RSPs Part 2: Three out four gen-Xers are unprepared for retirement: Study
By: Susan Lazaruk
Three out of every four generation Xers are unprepared for retirement, according to a TD Canada Trust study that surveyed those age 41 to 52.
“And two-thirds of those people say that keeps them up and thinking about that at night,” said financial planner Jillian Bryan at TD.
Baby boomers, those between 53 and 71, on the other hand, are likely better prepared to have financial certainty in their later years, she said.
“TD has done studies to find they’re better prepared than what they say they are in the surveys,” said Bryan. “They’ve had good (investment) markets for a number of years, rising house prices for a number of years and they keep and hold down good-paying jobs for a number of years.”
She and other experts note that the “gold standard” for pension plans — those called defined benefit plans, which are indexed to inflation and usually have companies matching an employee’s contributions — are now rare.
To show the importance of contributing early is the example where a 25-year-old who puts aside $3,000 a year in a tax-deferred retirement account for 10 years only (assuming a seven-per-cent annual return) will have more than $338,000 at age 65, according to experts.
Fears of financial insecurity in retirement can be laid to rest with a financial plan.
“Anyone older than 25 should have one,” Bryan said. “And revisit it every three years.”
Gen-Xers, those born between 1965 and 1976, should capitalize on the fact that they’re in prime earning years.
“Most people spend more time researching what kind of car they want to buy than working on their financial plan,” she said.
If they wait too long, she said, it will be too late to compound any interest.
Take full advantage of RSPs, which defer taxes to later when you’ll be in a lower tax bracket, and tax-free savings accounts, up to $52,000 this year, which allow you to grow your savings without paying tax on the savings or their interest growth.
Myriad online tools to track spending and to forecast savings can help you to see how a latte a working day adds up to more than $800 a year.
The Service Canada retirement calculator is provided by the federal government and is an excellent tool. It can show you what your income would be if you retire at a certain age by monthly increments.
“Look at the amount of time you have before the age at which you’d like to retire and what you can expect to earn each year before then,” said Bryan. “And set a savings goal based on that.”

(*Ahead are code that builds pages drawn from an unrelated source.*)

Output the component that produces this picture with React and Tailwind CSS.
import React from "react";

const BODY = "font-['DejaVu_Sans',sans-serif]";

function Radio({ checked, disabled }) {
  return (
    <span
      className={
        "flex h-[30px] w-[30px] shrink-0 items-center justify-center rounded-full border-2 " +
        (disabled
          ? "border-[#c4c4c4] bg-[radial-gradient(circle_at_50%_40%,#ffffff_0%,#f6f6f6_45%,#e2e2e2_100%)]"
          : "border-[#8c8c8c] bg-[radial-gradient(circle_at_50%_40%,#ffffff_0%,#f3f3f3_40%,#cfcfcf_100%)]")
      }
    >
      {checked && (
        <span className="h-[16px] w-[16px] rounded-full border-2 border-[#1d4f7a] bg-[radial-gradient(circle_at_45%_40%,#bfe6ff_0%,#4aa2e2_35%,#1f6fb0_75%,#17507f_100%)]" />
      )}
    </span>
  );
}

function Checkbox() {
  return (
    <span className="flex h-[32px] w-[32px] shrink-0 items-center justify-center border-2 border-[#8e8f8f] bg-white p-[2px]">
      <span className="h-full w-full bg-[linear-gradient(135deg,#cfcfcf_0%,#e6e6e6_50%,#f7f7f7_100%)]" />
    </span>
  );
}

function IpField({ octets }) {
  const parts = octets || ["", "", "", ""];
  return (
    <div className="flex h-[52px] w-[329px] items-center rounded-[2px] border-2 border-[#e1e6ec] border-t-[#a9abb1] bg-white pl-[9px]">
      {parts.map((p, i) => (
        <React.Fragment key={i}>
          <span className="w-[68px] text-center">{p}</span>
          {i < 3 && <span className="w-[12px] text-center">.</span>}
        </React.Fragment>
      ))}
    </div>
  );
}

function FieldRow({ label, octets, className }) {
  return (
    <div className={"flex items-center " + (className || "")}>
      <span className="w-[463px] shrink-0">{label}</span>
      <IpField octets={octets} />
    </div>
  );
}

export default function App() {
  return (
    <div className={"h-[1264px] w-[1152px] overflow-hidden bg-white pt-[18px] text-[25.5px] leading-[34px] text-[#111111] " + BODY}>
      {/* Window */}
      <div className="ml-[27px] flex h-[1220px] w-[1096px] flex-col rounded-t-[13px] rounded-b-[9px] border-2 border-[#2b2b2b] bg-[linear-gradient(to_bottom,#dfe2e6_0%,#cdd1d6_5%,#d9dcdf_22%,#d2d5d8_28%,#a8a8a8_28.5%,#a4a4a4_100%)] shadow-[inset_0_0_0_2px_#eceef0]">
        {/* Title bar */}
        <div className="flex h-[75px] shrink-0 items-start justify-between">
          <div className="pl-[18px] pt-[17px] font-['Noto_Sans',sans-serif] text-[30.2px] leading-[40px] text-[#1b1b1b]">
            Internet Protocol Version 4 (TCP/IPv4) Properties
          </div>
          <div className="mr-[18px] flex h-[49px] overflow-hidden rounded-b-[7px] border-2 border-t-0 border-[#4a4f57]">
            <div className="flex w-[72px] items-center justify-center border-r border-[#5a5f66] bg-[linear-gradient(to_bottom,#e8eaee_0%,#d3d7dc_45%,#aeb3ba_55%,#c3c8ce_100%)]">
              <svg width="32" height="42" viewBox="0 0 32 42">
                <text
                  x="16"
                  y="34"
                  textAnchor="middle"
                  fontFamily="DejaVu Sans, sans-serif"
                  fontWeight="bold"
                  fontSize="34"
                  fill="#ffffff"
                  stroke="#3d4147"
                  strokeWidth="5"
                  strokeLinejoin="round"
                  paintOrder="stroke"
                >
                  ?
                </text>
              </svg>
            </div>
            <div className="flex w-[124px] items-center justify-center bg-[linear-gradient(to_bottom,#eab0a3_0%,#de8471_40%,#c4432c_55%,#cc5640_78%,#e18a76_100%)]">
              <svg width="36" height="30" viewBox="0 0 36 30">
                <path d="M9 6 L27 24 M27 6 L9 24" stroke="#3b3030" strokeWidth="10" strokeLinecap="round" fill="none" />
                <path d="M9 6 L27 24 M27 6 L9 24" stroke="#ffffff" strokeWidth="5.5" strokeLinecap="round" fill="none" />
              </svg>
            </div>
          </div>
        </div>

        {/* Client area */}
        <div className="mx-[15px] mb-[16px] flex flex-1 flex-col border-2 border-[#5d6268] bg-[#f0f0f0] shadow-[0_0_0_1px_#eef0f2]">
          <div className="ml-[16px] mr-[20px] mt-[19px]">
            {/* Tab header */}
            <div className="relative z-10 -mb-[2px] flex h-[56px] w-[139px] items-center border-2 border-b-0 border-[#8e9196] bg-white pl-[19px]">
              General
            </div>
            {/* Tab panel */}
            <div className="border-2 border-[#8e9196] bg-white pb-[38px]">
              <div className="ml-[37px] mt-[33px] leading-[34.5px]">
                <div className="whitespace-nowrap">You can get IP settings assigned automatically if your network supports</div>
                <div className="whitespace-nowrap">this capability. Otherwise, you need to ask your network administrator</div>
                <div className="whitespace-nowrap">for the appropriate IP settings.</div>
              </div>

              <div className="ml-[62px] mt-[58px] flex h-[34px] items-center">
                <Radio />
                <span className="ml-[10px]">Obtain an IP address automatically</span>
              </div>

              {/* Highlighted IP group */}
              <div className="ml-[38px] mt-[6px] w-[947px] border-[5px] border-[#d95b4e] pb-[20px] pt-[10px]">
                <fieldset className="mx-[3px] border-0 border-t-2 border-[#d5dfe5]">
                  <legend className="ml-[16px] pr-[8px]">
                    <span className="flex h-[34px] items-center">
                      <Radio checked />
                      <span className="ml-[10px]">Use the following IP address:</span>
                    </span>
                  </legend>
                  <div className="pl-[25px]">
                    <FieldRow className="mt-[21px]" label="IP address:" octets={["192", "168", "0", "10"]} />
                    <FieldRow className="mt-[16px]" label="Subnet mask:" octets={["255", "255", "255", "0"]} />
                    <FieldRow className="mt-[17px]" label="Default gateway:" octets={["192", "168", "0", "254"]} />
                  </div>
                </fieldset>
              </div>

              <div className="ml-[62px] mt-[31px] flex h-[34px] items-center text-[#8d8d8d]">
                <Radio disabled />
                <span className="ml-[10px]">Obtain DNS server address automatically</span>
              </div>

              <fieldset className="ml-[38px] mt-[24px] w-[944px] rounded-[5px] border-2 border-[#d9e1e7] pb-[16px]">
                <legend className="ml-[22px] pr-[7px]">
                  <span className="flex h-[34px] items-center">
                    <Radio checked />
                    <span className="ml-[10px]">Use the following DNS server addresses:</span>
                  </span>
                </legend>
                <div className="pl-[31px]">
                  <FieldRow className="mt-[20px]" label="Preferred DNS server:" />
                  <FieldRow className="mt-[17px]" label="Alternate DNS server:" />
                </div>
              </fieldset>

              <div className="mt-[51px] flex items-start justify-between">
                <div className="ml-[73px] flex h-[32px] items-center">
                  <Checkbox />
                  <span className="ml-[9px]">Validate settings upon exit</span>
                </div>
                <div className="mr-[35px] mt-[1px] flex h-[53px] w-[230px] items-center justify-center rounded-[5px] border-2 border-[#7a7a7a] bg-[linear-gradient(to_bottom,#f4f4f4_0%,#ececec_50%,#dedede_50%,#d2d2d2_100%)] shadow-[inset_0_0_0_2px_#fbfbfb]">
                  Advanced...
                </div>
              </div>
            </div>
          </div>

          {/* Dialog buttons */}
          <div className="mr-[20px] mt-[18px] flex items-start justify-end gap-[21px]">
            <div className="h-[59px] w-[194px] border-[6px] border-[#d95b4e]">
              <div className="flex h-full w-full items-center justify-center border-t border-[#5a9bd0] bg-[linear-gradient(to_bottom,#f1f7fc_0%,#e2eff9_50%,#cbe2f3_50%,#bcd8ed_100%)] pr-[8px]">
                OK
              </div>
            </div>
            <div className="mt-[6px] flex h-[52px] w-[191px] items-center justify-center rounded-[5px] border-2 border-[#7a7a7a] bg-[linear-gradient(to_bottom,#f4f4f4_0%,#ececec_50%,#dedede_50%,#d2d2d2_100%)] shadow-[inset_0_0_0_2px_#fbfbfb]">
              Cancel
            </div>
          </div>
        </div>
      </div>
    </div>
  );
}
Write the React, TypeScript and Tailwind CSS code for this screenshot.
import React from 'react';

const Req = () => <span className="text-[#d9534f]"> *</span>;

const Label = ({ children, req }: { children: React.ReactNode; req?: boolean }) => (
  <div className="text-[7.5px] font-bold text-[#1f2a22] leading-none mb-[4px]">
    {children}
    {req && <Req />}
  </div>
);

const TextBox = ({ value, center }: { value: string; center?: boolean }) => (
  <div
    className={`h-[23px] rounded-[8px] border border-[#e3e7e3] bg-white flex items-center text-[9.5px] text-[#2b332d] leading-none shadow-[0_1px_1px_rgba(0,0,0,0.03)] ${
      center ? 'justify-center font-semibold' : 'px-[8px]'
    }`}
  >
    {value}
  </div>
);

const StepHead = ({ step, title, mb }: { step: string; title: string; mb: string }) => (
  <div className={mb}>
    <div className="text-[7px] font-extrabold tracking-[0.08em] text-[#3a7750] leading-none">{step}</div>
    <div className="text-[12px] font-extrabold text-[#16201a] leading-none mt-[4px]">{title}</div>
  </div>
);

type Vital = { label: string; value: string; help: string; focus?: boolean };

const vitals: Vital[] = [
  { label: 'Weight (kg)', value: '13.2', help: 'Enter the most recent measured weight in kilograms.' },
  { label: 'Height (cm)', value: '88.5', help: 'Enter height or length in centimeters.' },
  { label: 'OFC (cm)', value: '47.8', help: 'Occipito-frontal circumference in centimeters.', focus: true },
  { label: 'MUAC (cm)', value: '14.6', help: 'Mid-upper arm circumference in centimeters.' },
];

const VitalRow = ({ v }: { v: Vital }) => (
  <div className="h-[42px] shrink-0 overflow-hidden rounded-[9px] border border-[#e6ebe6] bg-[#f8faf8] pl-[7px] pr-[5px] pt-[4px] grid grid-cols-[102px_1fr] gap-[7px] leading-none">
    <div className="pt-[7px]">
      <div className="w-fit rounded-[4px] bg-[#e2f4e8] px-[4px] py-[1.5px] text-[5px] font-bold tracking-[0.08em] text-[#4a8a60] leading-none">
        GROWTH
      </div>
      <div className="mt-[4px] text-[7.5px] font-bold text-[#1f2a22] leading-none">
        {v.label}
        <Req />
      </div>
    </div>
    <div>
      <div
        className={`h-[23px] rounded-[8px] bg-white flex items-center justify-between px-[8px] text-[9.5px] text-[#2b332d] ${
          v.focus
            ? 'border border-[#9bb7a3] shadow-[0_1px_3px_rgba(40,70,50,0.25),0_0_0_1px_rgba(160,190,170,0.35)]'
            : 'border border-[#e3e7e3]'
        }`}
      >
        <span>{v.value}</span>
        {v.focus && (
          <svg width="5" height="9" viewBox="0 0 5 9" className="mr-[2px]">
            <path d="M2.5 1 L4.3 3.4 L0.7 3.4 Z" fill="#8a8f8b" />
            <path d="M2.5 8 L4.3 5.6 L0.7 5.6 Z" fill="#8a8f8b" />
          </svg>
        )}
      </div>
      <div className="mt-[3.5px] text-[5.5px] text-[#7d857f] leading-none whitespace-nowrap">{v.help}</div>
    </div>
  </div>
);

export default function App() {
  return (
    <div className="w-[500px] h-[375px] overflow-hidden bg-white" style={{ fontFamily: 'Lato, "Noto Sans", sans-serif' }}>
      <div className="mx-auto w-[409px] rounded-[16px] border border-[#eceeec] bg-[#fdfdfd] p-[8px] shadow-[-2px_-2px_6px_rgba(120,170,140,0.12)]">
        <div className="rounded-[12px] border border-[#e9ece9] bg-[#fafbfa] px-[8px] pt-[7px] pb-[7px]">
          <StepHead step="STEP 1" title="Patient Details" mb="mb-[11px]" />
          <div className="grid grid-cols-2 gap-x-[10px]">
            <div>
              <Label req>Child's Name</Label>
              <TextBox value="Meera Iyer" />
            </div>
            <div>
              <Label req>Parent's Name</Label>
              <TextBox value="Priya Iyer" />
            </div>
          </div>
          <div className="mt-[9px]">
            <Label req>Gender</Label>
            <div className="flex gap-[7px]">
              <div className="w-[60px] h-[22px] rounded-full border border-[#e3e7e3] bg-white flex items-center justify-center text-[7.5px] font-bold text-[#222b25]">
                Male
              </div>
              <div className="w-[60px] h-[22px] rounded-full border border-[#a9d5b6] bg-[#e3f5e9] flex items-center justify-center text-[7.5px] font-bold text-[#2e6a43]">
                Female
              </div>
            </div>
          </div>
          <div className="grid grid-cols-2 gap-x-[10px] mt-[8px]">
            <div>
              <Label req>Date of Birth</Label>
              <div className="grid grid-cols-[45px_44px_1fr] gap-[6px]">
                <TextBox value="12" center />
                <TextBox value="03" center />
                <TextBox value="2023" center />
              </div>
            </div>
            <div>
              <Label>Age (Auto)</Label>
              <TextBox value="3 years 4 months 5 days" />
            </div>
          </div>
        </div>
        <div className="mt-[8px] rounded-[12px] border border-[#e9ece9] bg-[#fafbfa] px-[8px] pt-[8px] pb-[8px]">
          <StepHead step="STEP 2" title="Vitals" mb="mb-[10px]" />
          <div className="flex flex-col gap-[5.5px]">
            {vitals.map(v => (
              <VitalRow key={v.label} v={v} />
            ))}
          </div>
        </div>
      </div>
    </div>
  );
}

It can help you see when it might be advantageous to start collecting your Canada Pension Plan payments. The earlier you start after age 60 (even if you continue working), the lower the payments but the longer you collect.
The working landscape is changing because people are living longer and better. The TD survey of baby boomers found it was a myth that people are retiring at the traditional age of 65, with 38 per cent in 2009 working into their 60s and 70s, up from 25 per cent in 2000.
“We have the ability to work remotely and for a lot of people, they quite enjoy their jobs, so why not keep working? It keeps you fulfilled,” said Bryan.
And she said those who are comfortable financially are returning to secondary education and doing freelance work in a particular area of expertise.
“They’re doing it out of whatever love they have for their occupations,” said Bryan.
And a debt consultant, Brian Pybus, who runs debtfreefiftyfiveplus.ca, said it’s never too early to start spending less and living more modestly in preparation for retirement when most people will see their earnings decrease.
“People think they can spend after retirement the same as they are during their working years and they can carry debt into retirement and service it, but most can’t,” he said.
While boomers are generally prepared for retirement, particularly in Metro Vancouver where they live in their biggest nest egg, their appreciating homes, Bryan said a sensitive issue she usually has to broach with them is “parents who are helping adult children perhaps to the detriment of their retirement plan.”
“You need to to sit down with your children and talk about what your financial plan allows you to help them with for tuition and so forth,” she said.
But children and other family can be used to spread earnings around, said Chris Catliff, CEO and president of Blue Shore Financial in North Vancouver.
“If somebody has an extra $100,000 to invest and is a boomer and is looking to retire … you want to maximize all tax-advantageous structures out there and some of those may be investing with a family member in a lower tax bracket” to income split, so you’re not being taxed at the highest income-tax rate.